There is a current trend in R-rated comedies where it is all right to be raunchy as long as there is an undercurrent of sweetness to combat the sour put-downs and filthy jokes. Therefore, the challenge of the genre lies in how the writer and director balance these two poles. If they hold back too much on the crude language and vulgar jokes, it is a waste of an R-rating. If they hold back on the humanity behind the characters, it is a waste of storytelling. If they hold back on both, as screenwriter Andrew Dodge and director Jason Bateman do with Bad Words, it is just a waste.
Bateman does double duty here as director and lead actor as he plays Guy Trilby, a man suffering from a kind of arrested development. The 40-year-old bachelor finds a loophole in a national spelling bee, the Golden Quill, and uses it to his advantage. As one rule stipulates that participants must not have passed the eighth grade, elementary school flunkster Trilby decides to challenge pre-pubescent students and take home a big trophy.
Why would a man sink to ridiculing a competition as sacred as a national spelling bee? Journalist Jenny Widgeon (Kathryn Hahn) accompanies Trilby on his journey to the finals, hoping to uncover his motives. However, her attempts to manipulate and get closer to him through sex backfire, since there is almost no chemistry between them. Also along for the ride is an exuberant South Asian spelling bee contestant, Chaitanya Chopra (Rohan Chand, who Homeland fans may recognize as Issa from season one), who finds friendly competition and a possible friend with the misanthropic Trilby.
The richest moments from Bad Words comes from the bonding between the foul-mouthed Trilby, who has some colourful terms for female genitalia, and the fiercely by-the-book Chopra, who spends more time with the binder filled with cue cards of difficult words (named “Todd”) than real people. Chopra likely walks through his school hallways with a mark on his back so that bullies can pounce. Back in the day, Trilby was probably one of those misguided bullies who liked to curse and defy authority. The middle half-hour of the film, when Chopra and Trilby bond through a raucous night on the town full of liquor, shoplifting and prostitutes, gives potential for these opposites to attract. However, when an unconvincing plot twist tears the characters apart, Dodge’s attempt to repair the friends by the end comes off as forced.
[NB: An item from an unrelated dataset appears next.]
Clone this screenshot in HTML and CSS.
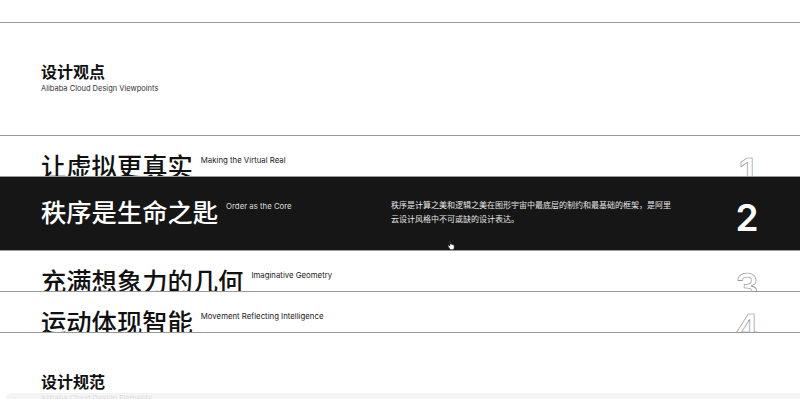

And therein lies the issue with Bateman’s film: although a lot of what comes out of the actor’s mouth is furiously foul and fresh, the rest of the film is stale and reliant on tired character tropes. Hahn’s character is an offensive portrayal of a journalist that relies on stereotypes: she is so desperate to break a story that she seduces her source. Chand is a real find, but he is left with a disciplining father cliché and a loneliness that is not explored with much depth. Allison Janney has an extended cameo as the disapproving head of the Golden Quill, who predictably has some choice words for Trilby, but makes as slight an impression as a character played by Janney can make.
Furthermore, when Bad Words reveals Trilby’s purpose for entering the tournament, it is a timid plot twist, as well as an unconvincing motivation. By this point in the film, the protagonist is not much of a person to root for. Bateman, who has made a career playing the straight guy with a slight edge on film and television, uses the same sarcastic scowl and smugness in every scene. His snaky, arrogant charm is amusing at first, but there is little variation from this performance as Bad Words proceeds.
For his first turn behind the camera, the actor does not have many tricks up his sleeve, and he bathes the film in a brownish tint that makes Bad Words look more low-rent than it should. On the bright side, he helps to mine a breakthrough performance from Chand and also has a bit of fun with the sly conversations between spelling bee commentators played by Ben Falcone and Philip Baker Hall (which recall, coincidentally, Bateman’s caustically funny turn at the end of Dodgeball).
Late in Bad Words, one character spells the word “inchoate” incorrectly. The adjective comes from the Latin word “inchoatus.” Its definitions, according to the Merrian-Webster Dictionary, are: 1) being only partly in existence or operation, and 2) imperfectly formed or formulated. If I could use the word in a sentence while utilizing both meanings, it would be, “Bad Words is filled with flat, inchoate characters, as well as an inchoate sense of humour.” And I think that sums up the film perfectly.
Jason Bateman’s Bad Words is only sporadically funny, the victim of a screenplay full of characters and situations suffering from an arrested development.